■ **Set task**: Go through the entries one line at a time, and gather every line that has the word "page".

[Collection entries]

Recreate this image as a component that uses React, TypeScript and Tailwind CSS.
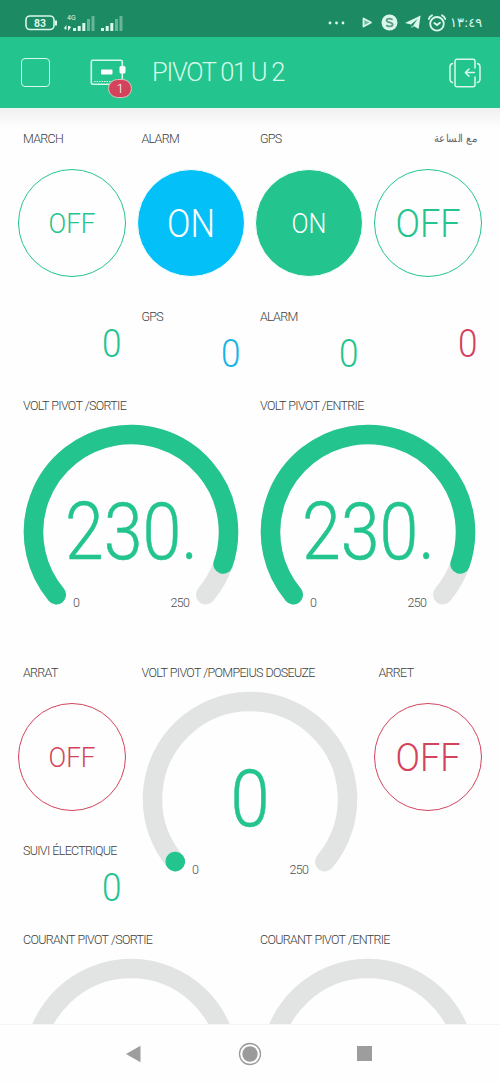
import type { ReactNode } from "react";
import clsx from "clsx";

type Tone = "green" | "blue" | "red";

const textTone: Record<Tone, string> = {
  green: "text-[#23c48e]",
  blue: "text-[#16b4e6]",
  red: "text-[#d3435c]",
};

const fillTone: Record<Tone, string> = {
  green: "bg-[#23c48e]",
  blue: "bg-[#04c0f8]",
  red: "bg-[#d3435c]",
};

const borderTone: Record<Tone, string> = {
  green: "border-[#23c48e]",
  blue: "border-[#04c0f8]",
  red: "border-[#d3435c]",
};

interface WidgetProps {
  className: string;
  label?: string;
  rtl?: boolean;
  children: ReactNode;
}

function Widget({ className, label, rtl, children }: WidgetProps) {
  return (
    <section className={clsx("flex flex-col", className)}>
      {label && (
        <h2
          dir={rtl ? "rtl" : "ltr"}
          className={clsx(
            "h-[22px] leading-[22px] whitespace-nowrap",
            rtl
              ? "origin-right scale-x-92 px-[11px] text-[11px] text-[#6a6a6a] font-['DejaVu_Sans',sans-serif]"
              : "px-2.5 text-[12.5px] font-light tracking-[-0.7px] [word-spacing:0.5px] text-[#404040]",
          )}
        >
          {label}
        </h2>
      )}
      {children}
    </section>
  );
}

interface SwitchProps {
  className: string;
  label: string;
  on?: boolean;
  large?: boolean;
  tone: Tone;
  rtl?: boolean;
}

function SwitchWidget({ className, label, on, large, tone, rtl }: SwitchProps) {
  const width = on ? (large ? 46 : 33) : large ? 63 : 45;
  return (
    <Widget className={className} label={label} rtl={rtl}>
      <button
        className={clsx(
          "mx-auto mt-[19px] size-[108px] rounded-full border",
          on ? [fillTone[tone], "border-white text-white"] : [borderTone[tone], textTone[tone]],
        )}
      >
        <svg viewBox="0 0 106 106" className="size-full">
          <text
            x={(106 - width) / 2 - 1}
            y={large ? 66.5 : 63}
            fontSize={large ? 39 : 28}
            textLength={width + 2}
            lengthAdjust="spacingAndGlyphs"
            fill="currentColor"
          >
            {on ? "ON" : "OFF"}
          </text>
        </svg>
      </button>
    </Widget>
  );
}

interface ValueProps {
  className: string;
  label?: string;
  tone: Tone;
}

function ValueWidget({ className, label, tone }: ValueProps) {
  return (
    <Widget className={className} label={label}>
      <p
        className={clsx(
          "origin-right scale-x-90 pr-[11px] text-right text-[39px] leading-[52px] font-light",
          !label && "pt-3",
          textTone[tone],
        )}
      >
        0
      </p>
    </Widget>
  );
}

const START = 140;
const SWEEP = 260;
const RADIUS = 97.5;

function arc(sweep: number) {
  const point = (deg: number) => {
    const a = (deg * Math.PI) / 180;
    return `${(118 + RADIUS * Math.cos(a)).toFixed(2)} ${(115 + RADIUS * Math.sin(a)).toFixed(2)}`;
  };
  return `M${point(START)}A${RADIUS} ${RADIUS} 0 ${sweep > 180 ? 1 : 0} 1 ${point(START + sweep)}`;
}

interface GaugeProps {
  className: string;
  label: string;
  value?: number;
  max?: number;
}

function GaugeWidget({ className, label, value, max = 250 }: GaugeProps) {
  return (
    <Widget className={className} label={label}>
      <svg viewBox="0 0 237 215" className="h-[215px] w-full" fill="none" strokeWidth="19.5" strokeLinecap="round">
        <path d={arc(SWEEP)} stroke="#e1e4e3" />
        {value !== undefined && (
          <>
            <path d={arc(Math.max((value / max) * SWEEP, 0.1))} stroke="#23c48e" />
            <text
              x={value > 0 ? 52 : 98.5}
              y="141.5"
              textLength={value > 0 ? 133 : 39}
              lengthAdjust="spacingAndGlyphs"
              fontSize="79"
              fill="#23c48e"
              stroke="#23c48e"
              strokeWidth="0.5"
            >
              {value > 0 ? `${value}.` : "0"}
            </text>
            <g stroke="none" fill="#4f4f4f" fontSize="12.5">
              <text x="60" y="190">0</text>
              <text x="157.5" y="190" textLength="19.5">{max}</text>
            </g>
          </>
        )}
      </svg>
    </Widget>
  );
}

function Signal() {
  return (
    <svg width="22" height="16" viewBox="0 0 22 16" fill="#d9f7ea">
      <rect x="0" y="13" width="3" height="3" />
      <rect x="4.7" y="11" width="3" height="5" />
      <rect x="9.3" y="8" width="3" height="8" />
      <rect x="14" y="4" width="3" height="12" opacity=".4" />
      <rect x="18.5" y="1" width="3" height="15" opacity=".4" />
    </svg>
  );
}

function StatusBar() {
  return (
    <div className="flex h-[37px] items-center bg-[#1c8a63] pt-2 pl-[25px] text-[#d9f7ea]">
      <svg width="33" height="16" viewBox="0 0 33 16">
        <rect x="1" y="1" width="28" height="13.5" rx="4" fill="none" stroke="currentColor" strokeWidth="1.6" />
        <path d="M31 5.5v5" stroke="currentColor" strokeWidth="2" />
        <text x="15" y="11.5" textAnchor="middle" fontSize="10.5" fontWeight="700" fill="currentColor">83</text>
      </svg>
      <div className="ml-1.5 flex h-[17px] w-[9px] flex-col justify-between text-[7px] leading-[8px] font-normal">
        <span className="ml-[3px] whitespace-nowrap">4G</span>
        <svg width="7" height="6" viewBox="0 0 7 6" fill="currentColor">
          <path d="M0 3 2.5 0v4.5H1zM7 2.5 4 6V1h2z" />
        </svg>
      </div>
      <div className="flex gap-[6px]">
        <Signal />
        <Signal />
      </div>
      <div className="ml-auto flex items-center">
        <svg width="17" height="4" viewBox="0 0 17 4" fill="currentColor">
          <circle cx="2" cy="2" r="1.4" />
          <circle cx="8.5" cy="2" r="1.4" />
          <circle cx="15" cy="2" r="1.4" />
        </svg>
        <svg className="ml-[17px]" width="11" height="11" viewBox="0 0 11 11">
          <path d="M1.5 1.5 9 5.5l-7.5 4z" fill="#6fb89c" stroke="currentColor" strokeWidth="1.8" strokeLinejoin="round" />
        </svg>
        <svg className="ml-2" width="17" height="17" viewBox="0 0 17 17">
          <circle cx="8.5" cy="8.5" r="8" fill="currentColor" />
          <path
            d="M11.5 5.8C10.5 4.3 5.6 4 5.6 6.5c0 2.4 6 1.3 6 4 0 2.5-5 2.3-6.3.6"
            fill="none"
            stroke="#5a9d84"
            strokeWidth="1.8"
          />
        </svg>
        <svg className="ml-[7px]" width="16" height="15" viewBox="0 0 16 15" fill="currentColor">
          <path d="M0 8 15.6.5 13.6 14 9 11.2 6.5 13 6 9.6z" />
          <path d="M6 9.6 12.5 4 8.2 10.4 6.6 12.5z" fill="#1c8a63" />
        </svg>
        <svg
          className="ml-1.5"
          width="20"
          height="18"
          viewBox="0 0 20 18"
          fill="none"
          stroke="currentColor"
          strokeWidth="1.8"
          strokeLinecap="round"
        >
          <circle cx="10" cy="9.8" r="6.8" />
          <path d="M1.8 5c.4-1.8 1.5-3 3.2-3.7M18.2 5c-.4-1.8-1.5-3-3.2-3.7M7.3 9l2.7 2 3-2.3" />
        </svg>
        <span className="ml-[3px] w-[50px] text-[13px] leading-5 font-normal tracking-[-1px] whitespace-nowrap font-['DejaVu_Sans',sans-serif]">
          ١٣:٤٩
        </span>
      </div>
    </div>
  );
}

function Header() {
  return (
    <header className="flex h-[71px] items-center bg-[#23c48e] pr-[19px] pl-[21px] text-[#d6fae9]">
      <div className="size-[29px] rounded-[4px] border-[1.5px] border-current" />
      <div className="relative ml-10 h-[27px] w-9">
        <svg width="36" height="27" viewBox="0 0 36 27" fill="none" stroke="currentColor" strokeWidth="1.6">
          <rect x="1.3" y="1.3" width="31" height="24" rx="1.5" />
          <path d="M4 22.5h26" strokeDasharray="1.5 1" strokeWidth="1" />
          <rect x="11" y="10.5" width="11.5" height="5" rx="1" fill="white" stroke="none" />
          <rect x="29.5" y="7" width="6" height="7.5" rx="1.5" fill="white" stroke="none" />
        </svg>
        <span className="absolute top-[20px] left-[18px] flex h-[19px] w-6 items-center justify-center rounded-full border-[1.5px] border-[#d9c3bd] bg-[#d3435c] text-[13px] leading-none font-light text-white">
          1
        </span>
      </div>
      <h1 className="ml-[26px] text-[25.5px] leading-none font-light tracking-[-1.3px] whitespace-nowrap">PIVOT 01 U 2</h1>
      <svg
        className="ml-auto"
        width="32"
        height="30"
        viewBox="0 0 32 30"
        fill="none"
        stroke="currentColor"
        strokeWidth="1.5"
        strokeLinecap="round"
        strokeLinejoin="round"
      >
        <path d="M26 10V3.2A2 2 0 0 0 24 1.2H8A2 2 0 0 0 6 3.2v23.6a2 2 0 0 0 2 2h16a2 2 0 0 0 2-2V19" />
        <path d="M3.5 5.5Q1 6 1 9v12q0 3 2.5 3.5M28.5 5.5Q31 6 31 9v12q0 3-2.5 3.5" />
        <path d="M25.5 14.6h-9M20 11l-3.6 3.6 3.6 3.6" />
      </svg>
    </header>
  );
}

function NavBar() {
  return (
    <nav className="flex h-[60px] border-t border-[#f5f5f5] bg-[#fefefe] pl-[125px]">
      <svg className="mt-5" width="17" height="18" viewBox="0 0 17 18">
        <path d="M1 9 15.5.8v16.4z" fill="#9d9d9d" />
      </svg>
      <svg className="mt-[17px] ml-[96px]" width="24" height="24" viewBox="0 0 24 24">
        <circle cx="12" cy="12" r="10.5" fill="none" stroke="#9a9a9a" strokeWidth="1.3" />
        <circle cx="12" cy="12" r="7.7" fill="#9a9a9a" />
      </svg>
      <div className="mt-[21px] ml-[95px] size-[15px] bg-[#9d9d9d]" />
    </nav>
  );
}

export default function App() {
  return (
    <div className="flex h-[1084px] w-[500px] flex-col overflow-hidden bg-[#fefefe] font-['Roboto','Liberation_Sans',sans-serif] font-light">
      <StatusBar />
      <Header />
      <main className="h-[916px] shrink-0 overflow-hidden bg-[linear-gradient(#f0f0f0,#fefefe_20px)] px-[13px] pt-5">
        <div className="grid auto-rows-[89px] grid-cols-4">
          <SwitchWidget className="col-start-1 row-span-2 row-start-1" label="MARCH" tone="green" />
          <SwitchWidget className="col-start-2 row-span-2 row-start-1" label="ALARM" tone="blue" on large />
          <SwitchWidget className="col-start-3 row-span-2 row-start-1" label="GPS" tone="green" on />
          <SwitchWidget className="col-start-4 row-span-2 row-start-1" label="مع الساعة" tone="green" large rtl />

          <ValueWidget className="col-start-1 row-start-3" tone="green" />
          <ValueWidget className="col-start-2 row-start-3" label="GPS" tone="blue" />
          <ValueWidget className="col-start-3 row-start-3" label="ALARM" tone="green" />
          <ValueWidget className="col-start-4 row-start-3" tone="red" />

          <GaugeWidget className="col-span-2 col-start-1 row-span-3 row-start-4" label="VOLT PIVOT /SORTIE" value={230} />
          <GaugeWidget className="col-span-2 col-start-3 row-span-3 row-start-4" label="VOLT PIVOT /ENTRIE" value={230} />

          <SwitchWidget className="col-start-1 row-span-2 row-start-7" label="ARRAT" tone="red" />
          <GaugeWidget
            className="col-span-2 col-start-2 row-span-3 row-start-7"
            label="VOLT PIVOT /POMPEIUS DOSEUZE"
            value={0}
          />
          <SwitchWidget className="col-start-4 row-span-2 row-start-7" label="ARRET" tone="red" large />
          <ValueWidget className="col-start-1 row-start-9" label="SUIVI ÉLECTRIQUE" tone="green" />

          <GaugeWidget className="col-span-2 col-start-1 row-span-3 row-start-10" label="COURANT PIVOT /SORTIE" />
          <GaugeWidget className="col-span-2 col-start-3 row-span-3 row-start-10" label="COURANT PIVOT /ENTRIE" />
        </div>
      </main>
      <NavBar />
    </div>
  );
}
* * *
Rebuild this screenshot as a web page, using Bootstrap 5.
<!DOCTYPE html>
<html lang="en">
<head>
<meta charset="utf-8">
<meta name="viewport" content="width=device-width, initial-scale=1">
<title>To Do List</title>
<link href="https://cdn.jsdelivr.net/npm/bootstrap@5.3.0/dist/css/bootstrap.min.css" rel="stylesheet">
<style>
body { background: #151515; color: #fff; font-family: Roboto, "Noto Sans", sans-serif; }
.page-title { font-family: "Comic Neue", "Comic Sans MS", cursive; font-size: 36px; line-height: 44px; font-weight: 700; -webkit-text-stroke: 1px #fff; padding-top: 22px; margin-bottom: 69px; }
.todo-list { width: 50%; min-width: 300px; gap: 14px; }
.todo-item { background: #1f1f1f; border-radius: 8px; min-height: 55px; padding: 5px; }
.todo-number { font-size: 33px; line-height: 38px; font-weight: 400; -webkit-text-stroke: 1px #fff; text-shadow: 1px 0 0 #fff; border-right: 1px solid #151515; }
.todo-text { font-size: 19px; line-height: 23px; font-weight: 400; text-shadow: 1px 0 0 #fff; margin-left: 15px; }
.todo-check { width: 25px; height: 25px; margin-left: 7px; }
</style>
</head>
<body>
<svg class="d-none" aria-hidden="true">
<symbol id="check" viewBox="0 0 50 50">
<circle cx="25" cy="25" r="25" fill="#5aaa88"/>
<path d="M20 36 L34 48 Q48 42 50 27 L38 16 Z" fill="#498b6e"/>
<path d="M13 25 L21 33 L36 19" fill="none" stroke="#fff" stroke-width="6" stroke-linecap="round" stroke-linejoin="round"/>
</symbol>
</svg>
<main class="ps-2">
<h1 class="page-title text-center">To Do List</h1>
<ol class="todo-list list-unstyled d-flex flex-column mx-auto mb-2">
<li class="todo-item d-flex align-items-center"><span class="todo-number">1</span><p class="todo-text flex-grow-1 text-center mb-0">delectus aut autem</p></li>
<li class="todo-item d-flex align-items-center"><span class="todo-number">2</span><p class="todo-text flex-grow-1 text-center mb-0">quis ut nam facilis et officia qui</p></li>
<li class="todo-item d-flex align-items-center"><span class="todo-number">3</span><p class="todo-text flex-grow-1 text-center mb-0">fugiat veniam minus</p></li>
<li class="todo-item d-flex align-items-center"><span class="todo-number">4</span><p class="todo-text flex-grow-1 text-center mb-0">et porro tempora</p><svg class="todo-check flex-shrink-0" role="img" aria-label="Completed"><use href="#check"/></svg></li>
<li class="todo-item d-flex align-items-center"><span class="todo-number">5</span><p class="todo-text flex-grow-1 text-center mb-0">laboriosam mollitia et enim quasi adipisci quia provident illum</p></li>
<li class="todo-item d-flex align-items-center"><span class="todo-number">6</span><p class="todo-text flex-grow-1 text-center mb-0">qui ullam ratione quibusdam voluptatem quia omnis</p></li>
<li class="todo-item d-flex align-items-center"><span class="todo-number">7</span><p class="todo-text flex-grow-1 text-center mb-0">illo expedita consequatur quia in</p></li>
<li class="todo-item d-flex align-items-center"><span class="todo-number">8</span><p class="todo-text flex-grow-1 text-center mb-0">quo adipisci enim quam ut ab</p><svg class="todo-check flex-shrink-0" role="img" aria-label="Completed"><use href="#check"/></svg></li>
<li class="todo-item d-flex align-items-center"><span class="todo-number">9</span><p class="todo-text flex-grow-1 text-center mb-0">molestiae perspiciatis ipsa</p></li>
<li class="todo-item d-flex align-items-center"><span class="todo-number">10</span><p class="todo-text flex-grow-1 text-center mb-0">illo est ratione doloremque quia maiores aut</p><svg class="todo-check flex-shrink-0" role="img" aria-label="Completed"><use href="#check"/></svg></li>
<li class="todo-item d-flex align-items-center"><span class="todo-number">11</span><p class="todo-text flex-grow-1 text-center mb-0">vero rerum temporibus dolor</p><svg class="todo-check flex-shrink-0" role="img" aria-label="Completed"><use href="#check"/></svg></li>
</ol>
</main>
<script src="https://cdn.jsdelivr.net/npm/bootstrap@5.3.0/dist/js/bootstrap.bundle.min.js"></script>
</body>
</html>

■ **Response**:
Rebuild this screenshot as a web page, using Bootstrap 5.
.page-title { font-family: "Comic Neue", "Comic Sans MS", cursive; font-size: 36px; line-height: 44px; font-weight: 700; -webkit-text-stroke: 1px #fff; padding-top: 22px; margin-bottom: 69px; }
<h1 class="page-title text-center">To Do List</h1>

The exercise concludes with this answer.